Personal information
- Nationality: Azerbaijan
- Born: 15 March 2006 (age 20)

Sport
- Sport: Muay Thai
- Event: 67 kg

Medal record
Men's Muay Thai
Representing Azerbaijan
European Games
| Bronze medal – third place | 2023 Kraków-Małopolska | 67 kg |

= Khayal Aliyev =

Azerbaijani Muay Thai fighter

Khayal Fakhri oglu Aliyev (Xəyal Fəxri oğlu Əliyev, born March 15, 2006) is an Azerbaijani Muay Thai fighter, 2022 World and European youths champion, bronze medalist of 2023 European Games.

== Biography ==
Khayal Fakhri oglu Aliyev was born on March 15, 2006. As a student of the 6th grade of secondary school No. 283 of the Binagadi district of Baku, he won first place in the tournament held by the European Muaythai Federation in the weight category up to 34 kg.

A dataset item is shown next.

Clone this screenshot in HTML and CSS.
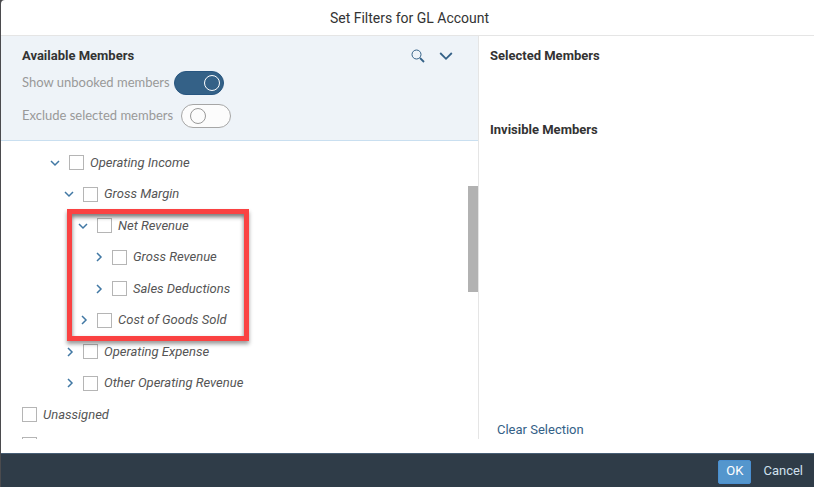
FILE: index.html
```html
<!DOCTYPE html>
<html lang="en">
<head>
<meta charset="utf-8">
<title>Set Filters for GL Account</title>
<link rel="stylesheet" href="styles.css">
</head>
<body>
<main class="dialog" role="dialog" aria-labelledby="dialog-title">
  <h1 class="title" id="dialog-title">Set Filters for GL Account</h1>
  <div class="content">
    <section class="available">
      <div class="options">
        <div class="heading-row">
          <h2 class="heading">Available Members</h2>
          <button class="icon-button" type="button" aria-label="Search">
            <svg width="14" height="14" viewBox="0 0 14 14"><circle cx="5.500" cy="5.500" r="4.500" fill="none" stroke="#346187" stroke-width="1"/><path d="M9 9l4 4" stroke="#346187" stroke-width="1.800"/></svg>
          </button>
          <button class="icon-button" type="button" aria-label="More options">
            <svg width="14" height="14" viewBox="0 0 14 14"><path d="M1.200 4l5.800 5.800L12.800 4" fill="none" stroke="#346187" stroke-width="1.800"/></svg>
          </button>
        </div>
        <label class="option"><span>Show unbooked members</span><input class="switch" type="checkbox" role="switch" checked></label>
        <label class="option option-wide"><span>Exclude selected members</span><input class="switch" type="checkbox" role="switch"></label>
      </div>
      <div class="tree-area">
        <ul class="tree">
          <li class="node level-2"><button class="toggle open" type="button" aria-label="Collapse"><svg width="10" height="10" viewBox="0 0 10 10"><path d="M3 1l4 4-4 4"/></svg></button><label><input type="checkbox">Operating Income</label></li>
          <li class="node level-3"><button class="toggle open" type="button" aria-label="Collapse"><svg width="10" height="10" viewBox="0 0 10 10"><path d="M3 1l4 4-4 4"/></svg></button><label><input type="checkbox">Gross Margin</label></li>
          <li class="node level-4"><button class="toggle open" type="button" aria-label="Collapse"><svg width="10" height="10" viewBox="0 0 10 10"><path d="M3 1l4 4-4 4"/></svg></button><label><input type="checkbox">Net Revenue</label></li>
          <li class="node level-5"><button class="toggle" type="button" aria-label="Expand"><svg width="10" height="10" viewBox="0 0 10 10"><path d="M3 1l4 4-4 4"/></svg></button><label><input type="checkbox">Gross Revenue</label></li>
          <li class="node level-5"><button class="toggle" type="button" aria-label="Expand"><svg width="10" height="10" viewBox="0 0 10 10"><path d="M3 1l4 4-4 4"/></svg></button><label><input type="checkbox">Sales Deductions</label></li>
          <li class="node level-4"><button class="toggle" type="button" aria-label="Expand"><svg width="10" height="10" viewBox="0 0 10 10"><path d="M3 1l4 4-4 4"/></svg></button><label><input type="checkbox">Cost of Goods Sold</label></li>
          <li class="node level-3"><button class="toggle" type="button" aria-label="Expand"><svg width="10" height="10" viewBox="0 0 10 10"><path d="M3 1l4 4-4 4"/></svg></button><label><input type="checkbox">Operating Expense</label></li>
          <li class="node level-3"><button class="toggle" type="button" aria-label="Expand"><svg width="10" height="10" viewBox="0 0 10 10"><path d="M3 1l4 4-4 4"/></svg></button><label><input type="checkbox">Other Operating Revenue</label></li>
          <li class="node level-1"><label><input type="checkbox">Unassigned</label></li>
          <li class="node level-1"><input type="checkbox" aria-label="Next member"></li>
        </ul>
        <div class="highlight"></div>
        <div class="scroll-thumb"></div>
      </div>
    </section>
    <section class="selected">
      <div class="group"><h2 class="heading">Selected Members</h2></div>
      <div class="group"><h2 class="heading">Invisible Members</h2></div>
      <a class="clear" href="#">Clear Selection</a>
    </section>
  </div>
  <footer class="footer">
    <button class="button primary" type="button">OK</button>
    <button class="button" type="button">Cancel</button>
  </footer>
</main>
</body>
</html>
```
FILE: styles.css
```css
* {
  box-sizing: border-box;
}

body {
  margin: 0;
  background: #4b4b4e;
  color: #333;
  font: 13px/20px Roboto, "Liberation Sans", sans-serif;
}

button,
input {
  margin: 0;
  font: inherit;
}

.dialog {
  display: flex;
  flex-direction: column;
  height: 100vh;
  margin-left: 1px;
  border-radius: 4px 0 0 0;
  background: #fff;
  overflow: hidden;
}

.title {
  margin: 0;
  padding: 8px 4px 7px 8px;
  border-bottom: 1px solid #e5e5e5;
  font-size: 14px;
  font-weight: 400;
  text-align: center;
}

.content {
  display: grid;
  flex: 1;
  grid-template-columns: 478fr 335fr;
  min-height: 0;
  margin-bottom: 14px;
}

.available {
  display: flex;
  flex-direction: column;
  min-height: 0;
  border-right: 1px solid #e5e5e5;
}

.options {
  height: 105px;
  padding: 10px 18px 0 21px;
  border-bottom: 1px solid #c9dff0;
  background: #eef3f8;
}

.heading-row {
  display: flex;
  align-items: center;
}

.heading {
  flex: 1;
  margin: 0;
  font-size: 13px;
  font-weight: 700;
}

.icon-button {
  width: 28px;
  height: 20px;
  padding: 3px 7px;
  border: 0;
  background: none;
}

.icon-button svg,
.toggle svg {
  display: block;
}

.option {
  display: flex;
  align-items: center;
  gap: 4px;
  height: 33px;
  color: #999;
  font-family: Lato, Roboto, sans-serif;
}

.option span {
  padding-bottom: 2px;
}

.option-wide {
  gap: 8px;
}

.switch {
  display: flex;
  align-items: center;
  width: 50px;
  height: 24px;
  padding: 0 8px;
  border: 1px solid #a6a6a6;
  border-radius: 12px;
  appearance: none;
  background: #fcfcfc;
}

.switch::before {
  width: 14px;
  height: 14px;
  border: 1px solid #999;
  border-radius: 50%;
  content: "";
}

.switch:checked {
  justify-content: flex-end;
  padding: 0 3px;
  border-color: #285680;
  background: #346187;
}

.switch:checked::before {
  border-color: #fff;
}

.tree-area {
  position: relative;
  flex: 1;
  min-height: 0;
  overflow: hidden;
}

.tree {
  margin: 0;
  padding: 6px 0 0 21px;
  list-style: none;
}

.node {
  display: flex;
  align-items: center;
  height: 31px;
  color: #555;
  font-style: italic;
}

.node:nth-child(even) {
  height: 32px;
}

.node:last-child {
  height: 29px;
}

.node label {
  display: flex;
  align-items: center;
  gap: 6px;
}

.node input {
  width: 15px;
  height: 15px;
  border: 1px solid #b5b5b5;
  appearance: none;
  background: #fff;
}

.level-2 {
  padding-left: 27px;
}

.level-3 {
  padding-left: 41px;
}

.level-4 {
  padding-left: 55px;
}

.level-5 {
  padding-left: 70px;
}

.toggle {
  width: 20px;
  height: 20px;
  padding: 5px 8px 5px 2px;
  border: 0;
  background: none;
}

.toggle path {
  fill: none;
  stroke: #4178a4;
  stroke-width: 1.5;
}

.toggle.open {
  padding: 5px 9px 5px 1px;
}

.toggle.open svg {
  transform: rotate(90deg);
}

.highlight {
  position: absolute;
  top: 68px;
  left: 66px;
  width: 182px;
  height: 132px;
  border: 5px solid #fa4242;
  box-shadow: 0 3px 4px #0006, inset 0 3px 4px #0008;
  pointer-events: none;
}

.scroll-thumb {
  position: absolute;
  top: 45px;
  right: 0;
  width: 10px;
  height: 106px;
  background: #b2b2b2;
}

.selected {
  display: flex;
  flex-direction: column;
  padding: 10px 11px 0;
}

.group {
  min-height: 74px;
}

.clear {
  align-self: flex-start;
  margin: auto 0 -1px 7px;
  color: #346187;
  text-decoration: none;
}

.footer {
  display: flex;
  justify-content: flex-end;
  gap: 3px;
  height: 34px;
  padding: 6px 2px 4px;
  border-top: 1px solid #475e75;
  background: #2f3c48;
}

.button {
  height: 24px;
  padding: 0 8px 2px;
  border: 1px solid transparent;
  border-radius: 2px;
  background: none;
  color: #d1e0ee;
}

.primary {
  padding: 0 7px 2px;
  border-color: #4a8fd0;
  background: #5496cd;
  color: #fff;
}
```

He became the winner of the Youth World Cups in 2016 and 2018, which were held in Turkey. In 2019, he won an international tournament in Iran.

In the end of 2019, Aliyev took third place at the World Youth Championships in Antalya, Turkey.

In February 2022, as a student of the 10th grade of secondary school No. 283, he won a gold medal at the European Youth Championship, which was held in Istanbul, Turkey. In August of the same year, Khayal Aliyev in the capital of Malaysia, Kuala Lumpur, became the world champion among youths in the weight category up to 60 kg.

In June 2023, he took part in the III European Games in Kraków. These Games were the first adult competition in Aliyev's career. In the quarterfinals of the weight category up to 67 kg, he won an early victory over Giorgiy Klein from Georgia, reaching the semifinals. Here he lost to local boxer Oscar Siegert, winning the bronze medal.